▶ **DATA SECTION**
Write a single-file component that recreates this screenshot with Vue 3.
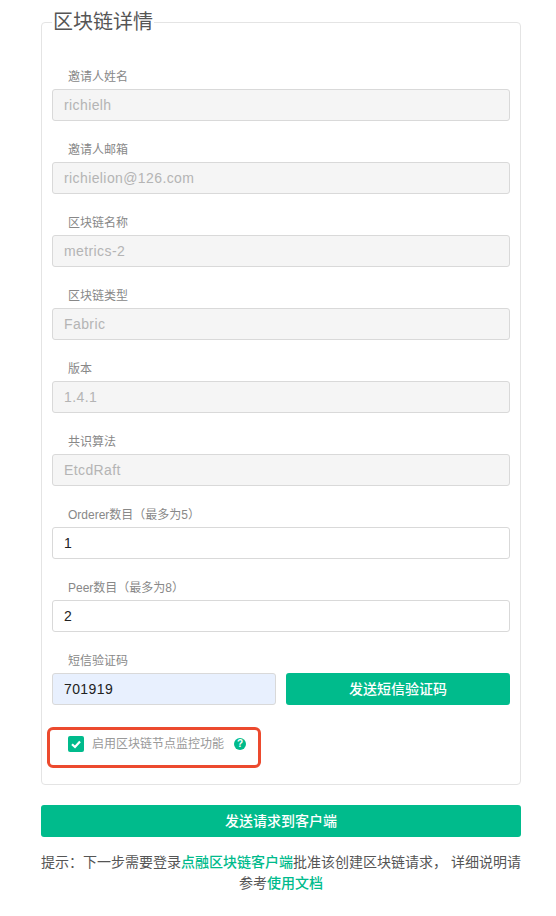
<template>
  <div class="page">
    <fieldset class="detail-box">
      <legend>区块链详情</legend>

      <div v-for="item in readonlyFields" :key="item.label" class="form-item">
        <label class="form-label">{{ item.label }}</label>
        <input class="form-input" :value="item.value" disabled />
      </div>

      <div class="form-item">
        <label class="form-label">Orderer数目（最多为5）</label>
        <input v-model="ordererCount" class="form-input" />
      </div>

      <div class="form-item">
        <label class="form-label">Peer数目（最多为8）</label>
        <input v-model="peerCount" class="form-input" />
      </div>

      <div class="form-item">
        <label class="form-label">短信验证码</label>
        <div class="sms-row">
          <input v-model="smsCode" class="form-input autofilled" />
          <button class="primary-btn" type="button">发送短信验证码</button>
        </div>
      </div>

      <div class="monitor-mark">
        <label class="monitor-check">
          <span class="check-box" :class="{ off: !monitorOn }" @click.prevent="monitorOn = !monitorOn">
            <svg v-if="monitorOn" viewBox="0 0 16 16" width="16" height="16">
              <path d="M4 8.2 L7 11 L12 5.4" fill="none" stroke="#fff" stroke-width="2.2" />
            </svg>
          </span>
          <span class="check-text">启用区块链节点监控功能</span>
        </label>
        <span class="help-dot">?</span>
      </div>
    </fieldset>

    <button class="primary-btn submit-btn" type="button">发送请求到客户端</button>

    <p class="hint">
      提示：下一步需要登录<a href="#" class="hint-link">点融区块链客户端</a>批准该创建区块链请求， 详细说明请参考<a href="#" class="hint-link">使用文档</a>
    </p>
  </div>
</template>

<script setup>
import { ref } from 'vue';

const readonlyFields = [
  { label: '邀请人姓名', value: 'richielh' },
  { label: '邀请人邮箱', value: 'richielion@126.com' },
  { label: '区块链名称', value: 'metrics-2' },
  { label: '区块链类型', value: 'Fabric' },
  { label: '版本', value: '1.4.1' },
  { label: '共识算法', value: 'EtcdRaft' }
];

const ordererCount = ref('1');
const peerCount = ref('2');
const smsCode = ref('701919');
const monitorOn = ref(true);
</script>

<style>
html,
body {
  margin: 0;
  background: #fff;
}
</style>

<style scoped>
.page {
  box-sizing: border-box;
  width: 556px;
  height: 916px;
  padding: 8px 35px 0 41px;
  font-family: "Liberation Sans", "Noto Sans CJK SC", sans-serif;
  color: #555;
}

.detail-box {
  box-sizing: border-box;
  width: 480px;
  height: 777px;
  margin: 0;
  padding: 0 10px;
  border: 1px solid #e4e4e4;
  border-radius: 4px;
  min-width: 0;
}

legend {
  padding: 0 1px;
  font-size: 20px;
  line-height: 28px;
  color: #555;
}

.form-item {
  margin-bottom: 21px;
}

.form-item:first-of-type {
  margin-top: 33px;
}

.form-label {
  display: block;
  height: 20px;
  padding-left: 16px;
  font-size: 12px;
  line-height: 16px;
  color: #888;
}

.form-input {
  display: block;
  box-sizing: border-box;
  width: 100%;
  height: 32px;
  padding: 0 11px;
  border: 1px solid #d9d9d9;
  border-radius: 3px;
  outline: none;
  background: #fff;
  font-family: inherit;
  font-size: 14px;
  letter-spacing: 0.4px;
  color: #222;
}

.form-input:disabled {
  background: #f5f5f5;
  color: #b4b4b4;
  -webkit-text-fill-color: #b4b4b4;
  opacity: 1;
}

.form-input.autofilled {
  background: #e8f0fe;
}

.sms-row {
  display: grid;
  grid-template-columns: 1fr 1fr;
  gap: 10px;
}

.primary-btn {
  height: 32px;
  padding: 0 0 2px;
  border: none;
  border-radius: 3px;
  background: #00bb8c;
  color: #fff;
  font-family: inherit;
  font-size: 14px;
  font-weight: 500;
  cursor: pointer;
}

.monitor-mark {
  display: flex;
  align-items: flex-start;
  box-sizing: border-box;
  width: 214px;
  height: 41px;
  margin: 22px 0 0 -5px;
  padding: 6px 0 0 18px;
  border: 3px solid #ec4a2e;
  border-radius: 6px;
}

.monitor-check {
  display: flex;
  align-items: center;
  cursor: pointer;
}

.check-box {
  display: block;
  width: 16px;
  height: 16px;
  border-radius: 2px;
  background: #00bb8c;
}

.check-box.off {
  background: #fff;
  box-shadow: inset 0 0 0 1px #d9d9d9;
}

.check-box svg {
  display: block;
}

.check-text {
  margin-left: 8px;
  font-size: 12px;
  line-height: 16px;
  color: #999;
}

.help-dot {
  width: 12px;
  height: 12px;
  margin: 2px 0 0 10px;
  border-radius: 50%;
  background: #00bb8c;
  color: #fff;
  font-size: 10px;
  font-weight: bold;
  line-height: 12px;
  text-align: center;
}

.submit-btn {
  display: block;
  width: 480px;
  margin-top: 20px;
}

.hint {
  margin: 15px 0 0;
  font-size: 14px;
  line-height: 21px;
  text-align: center;
  color: #555;
}

.hint-link {
  display: inline-block;
  color: #00bb8c;
  font-weight: 500;
  text-decoration: none;
}
</style>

▶ **YOUR TASK**
Reproduce the material in its entirety and word for word, without the pictures.

▶ **PROBLEM SOLUTION**
Write a single-file component that recreates this screenshot with Vue 3.
<template>
  <div class="page">
    <fieldset class="detail-box">
      <legend>区块链详情</legend>

      <div v-for="item in readonlyFields" :key="item.label" class="form-item">
        <label class="form-label">{{ item.label }}</label>
        <input class="form-input" :value="item.value" disabled />
      </div>

      <div class="form-item">
        <label class="form-label">Orderer数目（最多为5）</label>
        <input v-model="ordererCount" class="form-input" />
      </div>

      <div class="form-item">
        <label class="form-label">Peer数目（最多为8）</label>
        <input v-model="peerCount" class="form-input" />
      </div>

      <div class="form-item">
        <label class="form-label">短信验证码</label>
        <div class="sms-row">
          <input v-model="smsCode" class="form-input autofilled" />
          <button class="primary-btn" type="button">发送短信验证码</button>
        </div>
      </div>

      <div class="monitor-mark">
        <label class="monitor-check">
          <span class="check-box" :class="{ off: !monitorOn }" @click.prevent="monitorOn = !monitorOn">
            <svg v-if="monitorOn" viewBox="0 0 16 16" width="16" height="16">
              <path d="M4 8.2 L7 11 L12 5.4" fill="none" stroke="#fff" stroke-width="2.2" />
            </svg>
          </span>
          <span class="check-text">启用区块链节点监控功能</span>
        </label>
        <span class="help-dot">?</span>
      </div>
    </fieldset>

    <button class="primary-btn submit-btn" type="button">发送请求到客户端</button>

    <p class="hint">
      提示：下一步需要登录<a href="#" class="hint-link">点融区块链客户端</a>批准该创建区块链请求， 详细说明请参考<a href="#" class="hint-link">使用文档</a>
    </p>
  </div>
</template>

<script setup>
import { ref } from 'vue';

const readonlyFields = [
  { label: '邀请人姓名', value: 'richielh' },
  { label: '邀请人邮箱', value: 'richielion@126.com' },
  { label: '区块链名称', value: 'metrics-2' },
  { label: '区块链类型', value: 'Fabric' },
  { label: '版本', value: '1.4.1' },
  { label: '共识算法', value: 'EtcdRaft' }
];

const ordererCount = ref('1');
const peerCount = ref('2');
const smsCode = ref('701919');
const monitorOn = ref(true);
</script>

<style>
html,
body {
  margin: 0;
  background: #fff;
}
</style>

<style scoped>
.page {
  box-sizing: border-box;
  width: 556px;
  height: 916px;
  padding: 8px 35px 0 41px;
  font-family: "Liberation Sans", "Noto Sans CJK SC", sans-serif;
  color: #555;
}

.detail-box {
  box-sizing: border-box;
  width: 480px;
  height: 777px;
  margin: 0;
  padding: 0 10px;
  border: 1px solid #e4e4e4;
  border-radius: 4px;
  min-width: 0;
}

legend {
  padding: 0 1px;
  font-size: 20px;
  line-height: 28px;
  color: #555;
}

.form-item {
  margin-bottom: 21px;
}

.form-item:first-of-type {
  margin-top: 33px;
}

.form-label {
  display: block;
  height: 20px;
  padding-left: 16px;
  font-size: 12px;
  line-height: 16px;
  color: #888;
}

.form-input {
  display: block;
  box-sizing: border-box;
  width: 100%;
  height: 32px;
  padding: 0 11px;
  border: 1px solid #d9d9d9;
  border-radius: 3px;
  outline: none;
  background: #fff;
  font-family: inherit;
  font-size: 14px;
  letter-spacing: 0.4px;
  color: #222;
}

.form-input:disabled {
  background: #f5f5f5;
  color: #b4b4b4;
  -webkit-text-fill-color: #b4b4b4;
  opacity: 1;
}

.form-input.autofilled {
  background: #e8f0fe;
}

.sms-row {
  display: grid;
  grid-template-columns: 1fr 1fr;
  gap: 10px;
}

.primary-btn {
  height: 32px;
  padding: 0 0 2px;
  border: none;
  border-radius: 3px;
  background: #00bb8c;
  color: #fff;
  font-family: inherit;
  font-size: 14px;
  font-weight: 500;
  cursor: pointer;
}

.monitor-mark {
  display: flex;
  align-items: flex-start;
  box-sizing: border-box;
  width: 214px;
  height: 41px;
  margin: 22px 0 0 -5px;
  padding: 6px 0 0 18px;
  border: 3px solid #ec4a2e;
  border-radius: 6px;
}

.monitor-check {
  display: flex;
  align-items: center;
  cursor: pointer;
}

.check-box {
  display: block;
  width: 16px;
  height: 16px;
  border-radius: 2px;
  background: #00bb8c;
}

.check-box.off {
  background: #fff;
  box-shadow: inset 0 0 0 1px #d9d9d9;
}

.check-box svg {
  display: block;
}

.check-text {
  margin-left: 8px;
  font-size: 12px;
  line-height: 16px;
  color: #999;
}

.help-dot {
  width: 12px;
  height: 12px;
  margin: 2px 0 0 10px;
  border-radius: 50%;
  background: #00bb8c;
  color: #fff;
  font-size: 10px;
  font-weight: bold;
  line-height: 12px;
  text-align: center;
}

.submit-btn {
  display: block;
  width: 480px;
  margin-top: 20px;
}

.hint {
  margin: 15px 0 0;
  font-size: 14px;
  line-height: 21px;
  text-align: center;
  color: #555;
}

.hint-link {
  display: inline-block;
  color: #00bb8c;
  font-weight: 500;
  text-decoration: none;
}
</style>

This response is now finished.